**Aim of the exercise**
In the material below, list every line carrying the string "this".

**Raw data**
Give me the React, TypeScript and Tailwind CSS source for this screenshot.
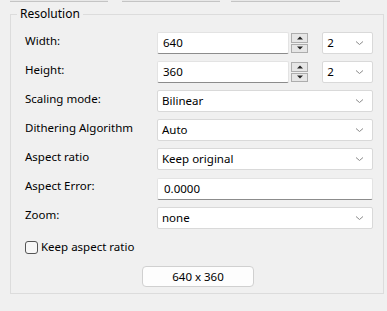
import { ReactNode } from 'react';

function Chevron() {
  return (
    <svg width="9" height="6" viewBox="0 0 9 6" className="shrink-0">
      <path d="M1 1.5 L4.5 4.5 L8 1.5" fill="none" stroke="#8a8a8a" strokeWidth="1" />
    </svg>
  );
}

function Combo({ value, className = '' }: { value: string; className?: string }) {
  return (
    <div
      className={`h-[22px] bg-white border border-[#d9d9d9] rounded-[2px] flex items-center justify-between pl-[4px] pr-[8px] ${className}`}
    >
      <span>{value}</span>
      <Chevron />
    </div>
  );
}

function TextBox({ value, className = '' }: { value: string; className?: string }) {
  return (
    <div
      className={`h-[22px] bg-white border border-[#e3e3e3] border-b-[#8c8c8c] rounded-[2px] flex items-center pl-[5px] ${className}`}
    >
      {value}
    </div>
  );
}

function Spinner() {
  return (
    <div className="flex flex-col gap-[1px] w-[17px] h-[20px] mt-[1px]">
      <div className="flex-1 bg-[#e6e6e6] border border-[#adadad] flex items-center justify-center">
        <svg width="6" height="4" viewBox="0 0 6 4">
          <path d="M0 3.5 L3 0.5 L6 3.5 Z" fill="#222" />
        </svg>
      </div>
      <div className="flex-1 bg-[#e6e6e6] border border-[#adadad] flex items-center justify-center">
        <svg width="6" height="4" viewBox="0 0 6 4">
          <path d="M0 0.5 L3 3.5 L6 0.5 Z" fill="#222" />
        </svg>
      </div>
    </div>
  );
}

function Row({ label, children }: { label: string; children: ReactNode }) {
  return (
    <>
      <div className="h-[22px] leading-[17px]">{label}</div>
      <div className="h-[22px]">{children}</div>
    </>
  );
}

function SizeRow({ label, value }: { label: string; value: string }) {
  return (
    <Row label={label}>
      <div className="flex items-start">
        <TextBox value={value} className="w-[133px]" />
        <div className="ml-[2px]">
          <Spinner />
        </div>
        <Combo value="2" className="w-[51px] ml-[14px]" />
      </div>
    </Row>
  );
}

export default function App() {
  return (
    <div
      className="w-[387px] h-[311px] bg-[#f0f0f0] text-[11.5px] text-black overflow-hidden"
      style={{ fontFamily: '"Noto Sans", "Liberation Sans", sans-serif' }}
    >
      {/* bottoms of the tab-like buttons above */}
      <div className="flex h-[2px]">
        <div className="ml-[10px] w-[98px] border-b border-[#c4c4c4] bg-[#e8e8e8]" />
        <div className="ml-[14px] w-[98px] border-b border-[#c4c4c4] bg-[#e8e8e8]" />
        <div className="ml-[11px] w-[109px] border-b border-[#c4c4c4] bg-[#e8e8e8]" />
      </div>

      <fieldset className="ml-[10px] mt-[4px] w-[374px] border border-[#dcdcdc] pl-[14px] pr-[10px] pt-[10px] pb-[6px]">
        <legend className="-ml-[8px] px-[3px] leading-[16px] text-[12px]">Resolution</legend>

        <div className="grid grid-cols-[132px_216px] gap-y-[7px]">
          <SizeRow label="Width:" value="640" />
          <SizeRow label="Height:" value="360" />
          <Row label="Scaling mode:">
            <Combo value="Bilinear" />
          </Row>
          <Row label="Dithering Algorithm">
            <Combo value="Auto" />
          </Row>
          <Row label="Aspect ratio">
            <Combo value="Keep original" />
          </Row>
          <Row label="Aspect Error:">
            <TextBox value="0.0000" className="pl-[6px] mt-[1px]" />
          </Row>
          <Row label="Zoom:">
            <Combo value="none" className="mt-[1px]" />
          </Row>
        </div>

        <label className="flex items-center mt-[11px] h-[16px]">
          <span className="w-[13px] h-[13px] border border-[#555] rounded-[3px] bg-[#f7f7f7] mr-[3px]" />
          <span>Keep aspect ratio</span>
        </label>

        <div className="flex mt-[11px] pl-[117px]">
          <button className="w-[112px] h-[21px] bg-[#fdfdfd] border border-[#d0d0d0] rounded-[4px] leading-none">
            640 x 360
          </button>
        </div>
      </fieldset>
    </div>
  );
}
==
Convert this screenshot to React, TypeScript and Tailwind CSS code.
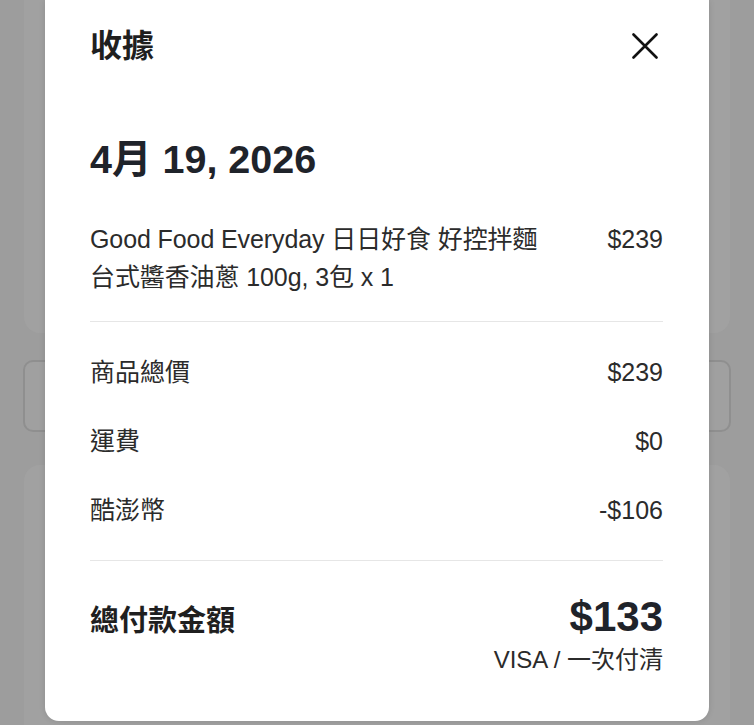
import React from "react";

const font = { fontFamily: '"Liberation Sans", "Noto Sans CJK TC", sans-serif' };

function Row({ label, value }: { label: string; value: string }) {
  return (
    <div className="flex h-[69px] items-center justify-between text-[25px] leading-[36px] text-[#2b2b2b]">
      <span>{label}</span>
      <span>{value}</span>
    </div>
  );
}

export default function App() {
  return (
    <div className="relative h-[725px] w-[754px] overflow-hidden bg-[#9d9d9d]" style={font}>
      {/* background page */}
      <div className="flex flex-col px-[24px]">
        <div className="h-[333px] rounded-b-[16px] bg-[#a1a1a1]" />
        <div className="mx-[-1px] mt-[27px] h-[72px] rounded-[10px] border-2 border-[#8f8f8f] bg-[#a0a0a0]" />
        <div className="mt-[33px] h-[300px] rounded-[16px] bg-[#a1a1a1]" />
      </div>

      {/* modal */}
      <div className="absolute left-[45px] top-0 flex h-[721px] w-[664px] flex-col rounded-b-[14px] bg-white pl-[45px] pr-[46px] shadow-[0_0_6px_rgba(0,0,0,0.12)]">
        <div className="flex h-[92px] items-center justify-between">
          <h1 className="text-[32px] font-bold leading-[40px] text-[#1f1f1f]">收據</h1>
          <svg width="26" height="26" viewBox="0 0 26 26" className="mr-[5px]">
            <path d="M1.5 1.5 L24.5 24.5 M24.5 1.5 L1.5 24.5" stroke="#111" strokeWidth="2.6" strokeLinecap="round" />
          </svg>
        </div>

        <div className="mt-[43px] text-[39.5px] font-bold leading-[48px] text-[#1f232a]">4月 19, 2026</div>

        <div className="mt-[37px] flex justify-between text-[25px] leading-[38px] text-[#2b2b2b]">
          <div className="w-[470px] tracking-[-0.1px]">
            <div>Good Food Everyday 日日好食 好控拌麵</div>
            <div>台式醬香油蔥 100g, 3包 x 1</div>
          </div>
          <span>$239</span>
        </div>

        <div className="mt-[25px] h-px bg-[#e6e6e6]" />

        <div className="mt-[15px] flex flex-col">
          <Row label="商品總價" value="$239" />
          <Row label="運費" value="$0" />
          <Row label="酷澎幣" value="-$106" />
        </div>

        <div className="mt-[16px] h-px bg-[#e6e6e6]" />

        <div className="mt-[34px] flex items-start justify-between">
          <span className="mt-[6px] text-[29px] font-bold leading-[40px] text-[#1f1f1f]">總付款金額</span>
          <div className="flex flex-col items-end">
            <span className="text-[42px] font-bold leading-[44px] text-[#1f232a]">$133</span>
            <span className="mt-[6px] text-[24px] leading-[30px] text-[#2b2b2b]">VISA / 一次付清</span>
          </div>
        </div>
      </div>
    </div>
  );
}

**Result**
Give me the React, TypeScript and Tailwind CSS source for this screenshot.
Convert this screenshot to React, TypeScript and Tailwind CSS code.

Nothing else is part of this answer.